(Rows from a dataset of pages and code)
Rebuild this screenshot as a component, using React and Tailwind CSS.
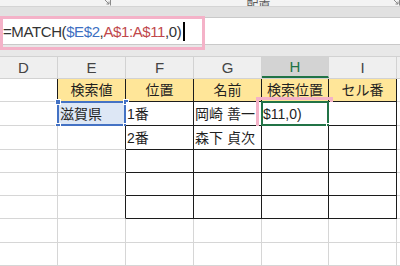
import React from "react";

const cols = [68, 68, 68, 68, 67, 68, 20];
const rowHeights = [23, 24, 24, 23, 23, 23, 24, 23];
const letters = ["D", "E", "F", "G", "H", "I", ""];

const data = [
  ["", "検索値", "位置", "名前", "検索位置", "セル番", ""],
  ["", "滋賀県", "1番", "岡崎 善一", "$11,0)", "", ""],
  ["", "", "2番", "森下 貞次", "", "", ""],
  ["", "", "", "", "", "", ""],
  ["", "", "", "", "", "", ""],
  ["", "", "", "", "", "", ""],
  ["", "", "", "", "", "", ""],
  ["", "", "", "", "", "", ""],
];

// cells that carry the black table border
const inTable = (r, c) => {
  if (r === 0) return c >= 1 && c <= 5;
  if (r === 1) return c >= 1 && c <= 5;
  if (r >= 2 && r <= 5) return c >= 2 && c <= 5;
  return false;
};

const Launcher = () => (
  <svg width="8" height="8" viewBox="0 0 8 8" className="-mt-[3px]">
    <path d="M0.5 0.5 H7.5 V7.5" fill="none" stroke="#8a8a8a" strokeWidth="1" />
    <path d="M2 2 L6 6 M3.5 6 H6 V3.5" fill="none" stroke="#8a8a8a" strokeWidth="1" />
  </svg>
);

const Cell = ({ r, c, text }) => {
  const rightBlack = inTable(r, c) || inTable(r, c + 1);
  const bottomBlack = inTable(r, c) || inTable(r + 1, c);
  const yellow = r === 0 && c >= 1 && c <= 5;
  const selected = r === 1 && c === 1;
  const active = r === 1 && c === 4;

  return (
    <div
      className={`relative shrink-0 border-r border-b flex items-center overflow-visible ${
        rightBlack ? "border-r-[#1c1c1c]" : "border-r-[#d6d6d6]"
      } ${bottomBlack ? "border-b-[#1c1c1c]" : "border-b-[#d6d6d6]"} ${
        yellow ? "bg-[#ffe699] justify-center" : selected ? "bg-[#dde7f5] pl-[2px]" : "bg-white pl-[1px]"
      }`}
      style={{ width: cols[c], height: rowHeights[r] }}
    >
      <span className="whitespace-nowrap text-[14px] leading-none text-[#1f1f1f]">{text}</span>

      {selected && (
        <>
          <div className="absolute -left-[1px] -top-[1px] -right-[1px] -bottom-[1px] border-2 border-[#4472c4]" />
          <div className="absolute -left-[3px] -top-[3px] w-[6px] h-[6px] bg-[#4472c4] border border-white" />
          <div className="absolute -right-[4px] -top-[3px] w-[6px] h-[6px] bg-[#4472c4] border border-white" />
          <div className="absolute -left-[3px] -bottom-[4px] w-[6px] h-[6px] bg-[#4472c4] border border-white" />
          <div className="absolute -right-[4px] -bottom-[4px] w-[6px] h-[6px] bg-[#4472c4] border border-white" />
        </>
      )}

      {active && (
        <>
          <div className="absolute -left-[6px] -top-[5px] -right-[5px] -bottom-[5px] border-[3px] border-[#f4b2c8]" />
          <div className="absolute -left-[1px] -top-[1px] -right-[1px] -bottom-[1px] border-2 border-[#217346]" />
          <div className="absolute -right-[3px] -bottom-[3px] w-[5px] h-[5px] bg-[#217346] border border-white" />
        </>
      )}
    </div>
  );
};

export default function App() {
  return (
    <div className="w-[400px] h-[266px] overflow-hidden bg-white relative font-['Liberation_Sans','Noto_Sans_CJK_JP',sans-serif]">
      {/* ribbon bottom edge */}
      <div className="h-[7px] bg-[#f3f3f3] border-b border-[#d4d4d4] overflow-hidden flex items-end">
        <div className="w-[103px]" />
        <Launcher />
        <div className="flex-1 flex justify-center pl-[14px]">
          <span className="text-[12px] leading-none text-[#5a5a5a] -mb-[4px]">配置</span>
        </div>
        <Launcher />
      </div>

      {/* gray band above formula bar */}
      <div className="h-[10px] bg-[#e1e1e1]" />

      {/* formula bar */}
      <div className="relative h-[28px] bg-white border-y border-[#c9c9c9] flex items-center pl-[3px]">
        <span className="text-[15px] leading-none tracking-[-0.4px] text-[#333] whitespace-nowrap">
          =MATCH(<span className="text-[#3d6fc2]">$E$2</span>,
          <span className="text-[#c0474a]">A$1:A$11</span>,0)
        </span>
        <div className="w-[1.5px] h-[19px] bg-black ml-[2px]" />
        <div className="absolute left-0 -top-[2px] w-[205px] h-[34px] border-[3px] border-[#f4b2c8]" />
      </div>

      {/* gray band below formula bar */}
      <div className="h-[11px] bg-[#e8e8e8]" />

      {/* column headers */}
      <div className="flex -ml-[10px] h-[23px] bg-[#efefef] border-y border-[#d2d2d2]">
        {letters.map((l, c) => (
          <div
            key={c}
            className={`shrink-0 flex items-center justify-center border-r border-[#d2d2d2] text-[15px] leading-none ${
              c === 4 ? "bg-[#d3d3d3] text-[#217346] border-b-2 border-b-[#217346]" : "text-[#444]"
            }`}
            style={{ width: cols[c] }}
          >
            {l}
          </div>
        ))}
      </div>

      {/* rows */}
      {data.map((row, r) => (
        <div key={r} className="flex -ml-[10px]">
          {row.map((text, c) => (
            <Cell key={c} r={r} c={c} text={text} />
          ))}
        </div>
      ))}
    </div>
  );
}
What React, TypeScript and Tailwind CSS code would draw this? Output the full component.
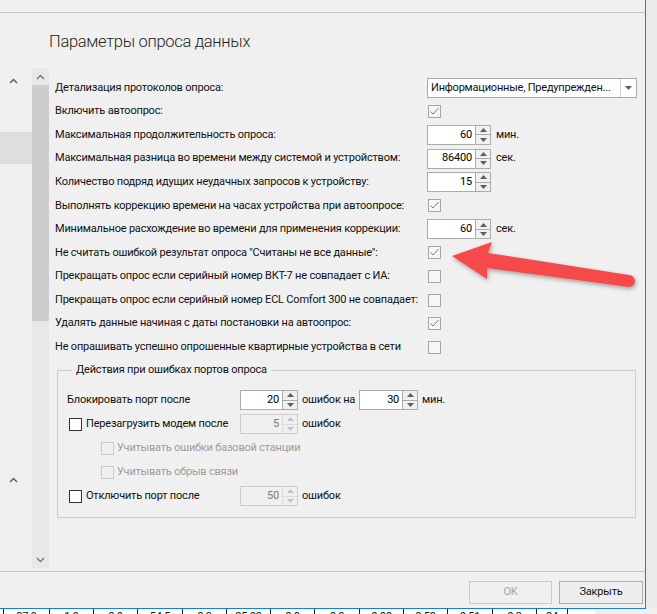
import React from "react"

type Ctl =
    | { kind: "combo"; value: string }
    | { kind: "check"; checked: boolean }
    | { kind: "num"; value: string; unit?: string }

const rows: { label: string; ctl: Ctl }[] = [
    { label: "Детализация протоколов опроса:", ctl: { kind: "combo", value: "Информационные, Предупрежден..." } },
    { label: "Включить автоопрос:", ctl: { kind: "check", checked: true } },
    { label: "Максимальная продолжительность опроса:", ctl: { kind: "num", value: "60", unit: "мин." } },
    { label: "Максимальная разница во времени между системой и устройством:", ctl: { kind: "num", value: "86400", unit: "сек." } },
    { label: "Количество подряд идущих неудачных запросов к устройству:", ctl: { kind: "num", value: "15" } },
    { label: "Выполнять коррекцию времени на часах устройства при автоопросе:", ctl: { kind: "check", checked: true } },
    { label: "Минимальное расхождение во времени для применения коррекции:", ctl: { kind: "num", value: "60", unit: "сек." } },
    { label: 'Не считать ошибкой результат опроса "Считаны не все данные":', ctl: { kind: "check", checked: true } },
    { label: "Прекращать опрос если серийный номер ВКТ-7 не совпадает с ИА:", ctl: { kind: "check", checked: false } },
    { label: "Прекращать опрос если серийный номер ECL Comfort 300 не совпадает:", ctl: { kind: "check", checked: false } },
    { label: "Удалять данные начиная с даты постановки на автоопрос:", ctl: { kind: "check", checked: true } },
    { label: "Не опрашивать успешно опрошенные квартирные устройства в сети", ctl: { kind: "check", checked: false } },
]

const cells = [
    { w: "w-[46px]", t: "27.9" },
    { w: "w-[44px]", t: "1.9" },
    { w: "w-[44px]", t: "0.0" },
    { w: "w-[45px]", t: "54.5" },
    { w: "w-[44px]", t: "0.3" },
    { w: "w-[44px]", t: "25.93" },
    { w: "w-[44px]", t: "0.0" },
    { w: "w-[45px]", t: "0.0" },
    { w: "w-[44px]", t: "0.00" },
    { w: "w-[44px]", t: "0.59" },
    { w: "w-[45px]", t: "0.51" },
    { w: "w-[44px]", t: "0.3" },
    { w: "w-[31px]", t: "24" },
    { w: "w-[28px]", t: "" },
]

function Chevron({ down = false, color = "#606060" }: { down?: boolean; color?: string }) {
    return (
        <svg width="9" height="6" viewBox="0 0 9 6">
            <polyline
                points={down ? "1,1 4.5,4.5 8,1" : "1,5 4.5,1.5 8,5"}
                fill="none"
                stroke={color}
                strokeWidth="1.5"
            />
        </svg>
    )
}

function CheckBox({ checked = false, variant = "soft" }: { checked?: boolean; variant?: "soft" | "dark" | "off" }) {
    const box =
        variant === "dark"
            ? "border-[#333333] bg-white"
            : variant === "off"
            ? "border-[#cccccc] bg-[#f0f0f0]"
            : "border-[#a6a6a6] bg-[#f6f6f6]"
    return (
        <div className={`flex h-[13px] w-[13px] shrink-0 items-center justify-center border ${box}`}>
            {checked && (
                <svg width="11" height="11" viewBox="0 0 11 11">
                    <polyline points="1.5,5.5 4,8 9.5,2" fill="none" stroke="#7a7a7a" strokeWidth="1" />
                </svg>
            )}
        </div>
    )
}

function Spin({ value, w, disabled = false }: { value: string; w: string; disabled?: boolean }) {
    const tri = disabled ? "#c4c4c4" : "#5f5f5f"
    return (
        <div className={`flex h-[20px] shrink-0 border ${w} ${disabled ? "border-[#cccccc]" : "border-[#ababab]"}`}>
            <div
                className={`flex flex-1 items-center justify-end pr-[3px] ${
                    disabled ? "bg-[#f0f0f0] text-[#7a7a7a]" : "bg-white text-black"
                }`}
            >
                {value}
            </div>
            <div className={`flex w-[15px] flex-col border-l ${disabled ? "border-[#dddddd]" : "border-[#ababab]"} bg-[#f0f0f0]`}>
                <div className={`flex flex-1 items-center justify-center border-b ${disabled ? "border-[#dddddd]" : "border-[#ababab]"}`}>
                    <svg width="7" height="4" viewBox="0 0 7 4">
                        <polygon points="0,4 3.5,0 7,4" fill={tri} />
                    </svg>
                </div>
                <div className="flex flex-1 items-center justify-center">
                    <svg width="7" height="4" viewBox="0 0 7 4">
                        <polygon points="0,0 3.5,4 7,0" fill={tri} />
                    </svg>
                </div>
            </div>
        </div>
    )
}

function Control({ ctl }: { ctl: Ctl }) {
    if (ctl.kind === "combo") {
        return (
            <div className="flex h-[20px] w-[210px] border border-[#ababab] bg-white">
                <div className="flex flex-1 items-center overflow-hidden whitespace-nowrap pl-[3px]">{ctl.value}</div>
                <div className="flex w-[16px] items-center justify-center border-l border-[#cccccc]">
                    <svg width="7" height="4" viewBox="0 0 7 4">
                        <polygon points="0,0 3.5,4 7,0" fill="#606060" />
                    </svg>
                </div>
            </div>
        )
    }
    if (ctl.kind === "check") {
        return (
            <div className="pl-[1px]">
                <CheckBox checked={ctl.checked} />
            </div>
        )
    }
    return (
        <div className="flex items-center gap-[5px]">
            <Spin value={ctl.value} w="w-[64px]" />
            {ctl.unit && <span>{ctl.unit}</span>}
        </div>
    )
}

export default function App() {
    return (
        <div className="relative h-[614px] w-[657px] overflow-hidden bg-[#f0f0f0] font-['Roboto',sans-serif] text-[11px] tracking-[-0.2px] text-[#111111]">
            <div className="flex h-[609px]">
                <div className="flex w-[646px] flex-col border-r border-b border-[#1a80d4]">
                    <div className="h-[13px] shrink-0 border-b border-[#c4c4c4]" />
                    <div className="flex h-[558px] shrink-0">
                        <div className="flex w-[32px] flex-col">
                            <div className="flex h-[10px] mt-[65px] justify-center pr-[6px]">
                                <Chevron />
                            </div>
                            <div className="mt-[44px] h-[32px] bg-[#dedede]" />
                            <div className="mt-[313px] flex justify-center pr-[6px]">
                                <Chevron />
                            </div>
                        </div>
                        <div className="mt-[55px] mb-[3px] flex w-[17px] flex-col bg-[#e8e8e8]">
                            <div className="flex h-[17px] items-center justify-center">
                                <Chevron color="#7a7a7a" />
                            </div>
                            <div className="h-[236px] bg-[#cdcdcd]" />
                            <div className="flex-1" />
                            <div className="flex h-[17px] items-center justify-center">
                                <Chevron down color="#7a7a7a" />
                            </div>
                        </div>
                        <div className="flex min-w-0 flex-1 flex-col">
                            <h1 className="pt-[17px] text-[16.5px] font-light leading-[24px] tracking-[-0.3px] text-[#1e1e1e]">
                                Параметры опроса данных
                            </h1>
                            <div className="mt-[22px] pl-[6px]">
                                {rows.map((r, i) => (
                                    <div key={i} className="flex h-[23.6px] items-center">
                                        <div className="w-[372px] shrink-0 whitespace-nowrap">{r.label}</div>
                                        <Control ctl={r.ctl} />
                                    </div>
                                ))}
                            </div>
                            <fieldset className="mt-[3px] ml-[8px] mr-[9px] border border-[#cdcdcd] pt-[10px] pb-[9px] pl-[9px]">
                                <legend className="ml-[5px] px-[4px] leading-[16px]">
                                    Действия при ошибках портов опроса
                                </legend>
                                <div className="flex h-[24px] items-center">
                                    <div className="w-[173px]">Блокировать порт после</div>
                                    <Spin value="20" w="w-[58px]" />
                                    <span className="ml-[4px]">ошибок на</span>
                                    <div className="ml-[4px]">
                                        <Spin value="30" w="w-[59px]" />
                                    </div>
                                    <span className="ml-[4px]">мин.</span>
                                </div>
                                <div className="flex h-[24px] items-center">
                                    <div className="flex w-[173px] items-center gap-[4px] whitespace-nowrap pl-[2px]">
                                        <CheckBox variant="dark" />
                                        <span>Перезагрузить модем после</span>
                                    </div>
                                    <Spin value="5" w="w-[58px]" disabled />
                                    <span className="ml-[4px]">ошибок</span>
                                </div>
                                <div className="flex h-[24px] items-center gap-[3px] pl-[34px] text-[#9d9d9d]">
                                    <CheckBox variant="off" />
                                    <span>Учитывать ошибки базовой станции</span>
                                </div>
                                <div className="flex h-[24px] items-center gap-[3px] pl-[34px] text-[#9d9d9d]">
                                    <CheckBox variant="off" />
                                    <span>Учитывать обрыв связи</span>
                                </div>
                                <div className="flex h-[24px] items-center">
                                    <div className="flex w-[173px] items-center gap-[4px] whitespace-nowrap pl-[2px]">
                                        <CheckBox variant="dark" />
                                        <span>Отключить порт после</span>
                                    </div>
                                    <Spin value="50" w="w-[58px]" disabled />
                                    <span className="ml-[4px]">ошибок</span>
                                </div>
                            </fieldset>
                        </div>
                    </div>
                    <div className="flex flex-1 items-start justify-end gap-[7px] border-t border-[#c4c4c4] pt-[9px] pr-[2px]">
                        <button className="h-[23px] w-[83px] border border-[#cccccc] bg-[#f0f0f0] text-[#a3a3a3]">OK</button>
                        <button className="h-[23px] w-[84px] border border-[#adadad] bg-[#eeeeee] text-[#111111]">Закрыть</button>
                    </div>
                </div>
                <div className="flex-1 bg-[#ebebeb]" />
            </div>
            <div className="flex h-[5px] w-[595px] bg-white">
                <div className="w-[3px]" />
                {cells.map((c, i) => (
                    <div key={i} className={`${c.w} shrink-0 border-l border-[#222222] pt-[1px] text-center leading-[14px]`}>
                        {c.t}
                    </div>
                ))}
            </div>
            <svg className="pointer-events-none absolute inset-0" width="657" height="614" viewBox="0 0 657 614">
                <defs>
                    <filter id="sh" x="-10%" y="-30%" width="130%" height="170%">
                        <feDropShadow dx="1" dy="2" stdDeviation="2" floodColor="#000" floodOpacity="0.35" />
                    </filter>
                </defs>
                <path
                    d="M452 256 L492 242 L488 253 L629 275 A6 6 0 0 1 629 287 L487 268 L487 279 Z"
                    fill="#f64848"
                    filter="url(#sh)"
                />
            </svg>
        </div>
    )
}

**What to work on**
Show every line in the entries where the string "this" occurs.

**Full answer**
Rebuild this screenshot as a component, using React and Tailwind CSS.
What React, TypeScript and Tailwind CSS code would draw this? Output the full component.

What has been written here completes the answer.